- Supplied material:
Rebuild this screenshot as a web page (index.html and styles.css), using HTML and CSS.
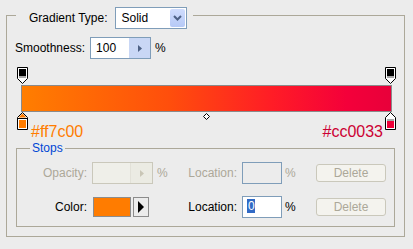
FILE: index.html
```html
<!DOCTYPE html>
<html lang="en">
<head>
    <meta charset="UTF-8">
    <title>Gradient Editor</title>
    <link rel="stylesheet" href="styles.css">
</head>
<body>
    <fieldset class="panel">
        <legend class="panel-head">
            <span>Gradient Type:</span>
            <div class="select">
                <span class="select-value">Solid</span>
                <span class="select-btn">
                    <svg width="9" height="6" viewBox="0 0 9 6"><path d="M1 1L4.5 4.5L8 1" fill="none" stroke="#4d6185" stroke-width="2"/></svg>
                </span>
            </div>
        </legend>

        <div class="row smooth">
            <span class="smooth-label">Smoothness:</span>
            <div class="spin">
                <span class="spin-value">100</span>
                <span class="spin-btn"><svg width="4" height="7" viewBox="0 0 4 7"><path d="M0 0L4 3.5L0 7Z" fill="#4d6185"/></svg></span>
            </div>
            <span class="pct">%</span>
        </div>

        <div class="ramp">
            <div class="ramp-top">
                <svg class="stop" width="11" height="17" viewBox="0 0 11 17"><path d="M0.5 0.5H10.5V11.5L5.5 16.5L0.5 11.5Z" fill="#fff" stroke="#000"/><rect x="2" y="2" width="7" height="7" fill="#000"/><rect x="2" y="9" width="7" height="2" fill="#a8a8a8"/></svg>
                <svg class="stop" width="11" height="17" viewBox="0 0 11 17"><path d="M0.5 0.5H10.5V11.5L5.5 16.5L0.5 11.5Z" fill="#fff" stroke="#000"/><rect x="2" y="2" width="7" height="7" fill="#000"/><rect x="2" y="9" width="7" height="2" fill="#a8a8a8"/></svg>
            </div>
            <div class="ramp-bar"></div>
            <div class="ramp-foot">
                <svg class="stop" width="11" height="18" viewBox="0 0 11 18"><path d="M5.5 0.5L10.5 5.5V17.5H0.5V5.5Z" fill="#fff" stroke="#000"/><path d="M5.5 1.6L9.4 5.5H1.6Z" fill="#ff7c00"/><line x1="0" y1="6.5" x2="11" y2="6.5" stroke="#000"/><rect x="2" y="8" width="7" height="8" fill="#ff7c00"/></svg>
                <span class="hex hex-start">#ff7c00</span>
                <span class="grow"></span>
                <span class="hex hex-end">#cc0033</span>
                <svg class="stop" width="11" height="18" viewBox="0 0 11 18"><path d="M5.5 0.5L10.5 5.5V17.5H0.5V5.5Z" fill="#fff" stroke="#000"/><rect x="2" y="7" width="7" height="2" fill="#a8a8a8"/><rect x="2" y="9" width="7" height="7" fill="#ee0038"/></svg>
                <svg class="midpoint" width="7" height="7" viewBox="0 0 7 7"><path d="M3.5 0.5L6.5 3.5L3.5 6.5L0.5 3.5Z" fill="#fff" stroke="#000"/></svg>
            </div>
        </div>

        <fieldset class="stops">
            <legend>Stops</legend>
            <div class="row">
                <span class="lbl off">Opacity:</span>
                <div class="spin spin-off">
                    <span class="spin-value"></span>
                    <span class="spin-btn"><svg width="4" height="7" viewBox="0 0 4 7"><path d="M0 0L4 3.5L0 7Z" fill="#c9c6b6"/></svg></span>
                </div>
                <span class="pct off">%</span>
                <span class="lbl2 off">Location:</span>
                <span class="loc loc-off"></span>
                <span class="pct2 off">%</span>
                <span class="btn">Delete</span>
            </div>
            <div class="row row-color">
                <span class="lbl">Color:</span>
                <span class="swatch"></span>
                <span class="pick"><svg width="6" height="12" viewBox="0 0 6 12"><path d="M0 0L6 6L0 12Z" fill="#000"/></svg></span>
                <span class="lbl2">Location:</span>
                <span class="loc"><span class="sel">0</span></span>
                <span class="pct2">%</span>
                <span class="btn">Delete</span>
            </div>
        </fieldset>
    </fieldset>
</body>
</html>
```

FILE: styles.css
```css
body {
    margin: 0;
    background-color: #ececec;
    font-family: "Liberation Sans", Arial, sans-serif;
    font-size: 12px;
    color: #000;
}
fieldset {
    min-width: 0;
}
.panel {
    margin: 1px 8px 0 6px;
    padding: 8px 9px 9px 9px;
    border: 1px solid #aca899;
}
.panel-head {
    display: flex;
    align-items: center;
    padding: 6px 6px 0 13px;
}
.select {
    display: flex;
    margin-left: 7px;
    width: 72px;
    height: 22px;
    box-sizing: border-box;
    border: 1px solid #7f9db9;
    background-color: #fff;
}
.select-value {
    flex: 1;
    padding-left: 6px;
    line-height: 20px;
}
.select-btn {
    width: 15px;
    margin: 1px;
    display: flex;
    align-items: center;
    justify-content: center;
    border-radius: 2px;
    background: linear-gradient(#cfdcfd, #b6c9f6);
}
.row {
    display: flex;
    align-items: center;
    height: 22px;
}
.smooth-label {
    margin-left: -1px;
}
.spin {
    display: flex;
    margin-left: 5px;
    width: 61px;
    height: 22px;
    box-sizing: border-box;
    border: 1px solid #7f9db9;
    background-color: #fff;
}
.spin-value {
    flex: 1;
    padding-left: 5px;
    line-height: 20px;
}
.spin-btn {
    width: 21px;
    display: flex;
    align-items: center;
    justify-content: center;
    background-color: #c9d7f5;
}
.spin-off {
    border-color: #cac8bb;
    background-color: #efefe9;
}
.spin-off .spin-btn {
    background-color: #ebebe3;
    border-left: 1px solid #e2e1d8;
}
.pct {
    margin-left: 4px;
    width: 12px;
}
.ramp {
    margin-top: 8px;
}
.ramp-top {
    display: flex;
    justify-content: space-between;
    margin: 0 -1px 0 1px;
    height: 17px;
}
.stop {
    display: block;
}
.ramp-bar {
    margin: 1px 3px 0 5px;
    height: 27px;
    box-sizing: border-box;
    border: 1px solid #8a8a8a;
    background: linear-gradient(to right, #ff7e00, #ff4e0c 40%, #ff1c26 68%, #f4003a 88%, #e8003a);
}
.ramp-foot {
    position: relative;
    display: flex;
    align-items: flex-start;
    height: 29px;
    margin: 0 -1px 0 1px;
}
.grow {
    flex: 1;
}
.hex {
    margin-top: 12px;
    font-size: 16px;
    line-height: 15px;
}
.hex-start {
    margin-left: 3px;
    color: #ff7c00;
}
.hex-end {
    margin-right: 2px;
    color: #cc0033;
}
.midpoint {
    position: absolute;
    left: 50%;
    top: 1px;
    margin-left: -4px;
}
.stops {
    margin: 0;
    padding: 7px 0 8px 0;
    border: 1px solid #aca899;
}
.stops legend {
    margin-left: 13px;
    padding: 0 2px;
    color: #0046d5;
    line-height: 14px;
}
.row-color {
    margin-top: 12px;
}
.lbl {
    width: 70px;
    text-align: right;
}
.lbl2 {
    width: 68px;
    text-align: right;
}
.off {
    color: #aca899;
}
.loc {
    margin-left: 5px;
    width: 40px;
    height: 22px;
    box-sizing: border-box;
    border: 1px solid #7f9db9;
    background-color: #fff;
    padding: 2px 0 0 4px;
}
.loc-off {
    background-color: #ececec;
}
.sel {
    display: inline-block;
    background-color: #316ac5;
    color: #fff;
    line-height: 14px;
    padding: 0 0 0 1px;
}
.pct2 {
    margin-left: 3px;
    width: 12px;
}
.btn {
    margin-left: 19px;
    width: 70px;
    height: 18px;
    box-sizing: border-box;
    border: 1px solid #cac8bb;
    border-radius: 3px;
    background-color: #f4f3ee;
    color: #aca899;
    text-align: center;
    line-height: 16px;
}
.swatch {
    margin-left: 6px;
    width: 38px;
    height: 20px;
    box-sizing: border-box;
    border: 1px solid #8c8c8c;
    background-color: #ff7c00;
}
.pick {
    margin-left: 2px;
    width: 16px;
    height: 20px;
    box-sizing: border-box;
    border: 1px solid #8c8c8c;
    display: flex;
    align-items: center;
    justify-content: center;
}
.row-color .lbl2 {
    width: 88px;
}
```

- Exercise objective: Review the preceding data and report every line that includes the string "index".

- Answer:
Rebuild this screenshot as a web page (index.html and styles.css), using HTML and CSS.
FILE: index.html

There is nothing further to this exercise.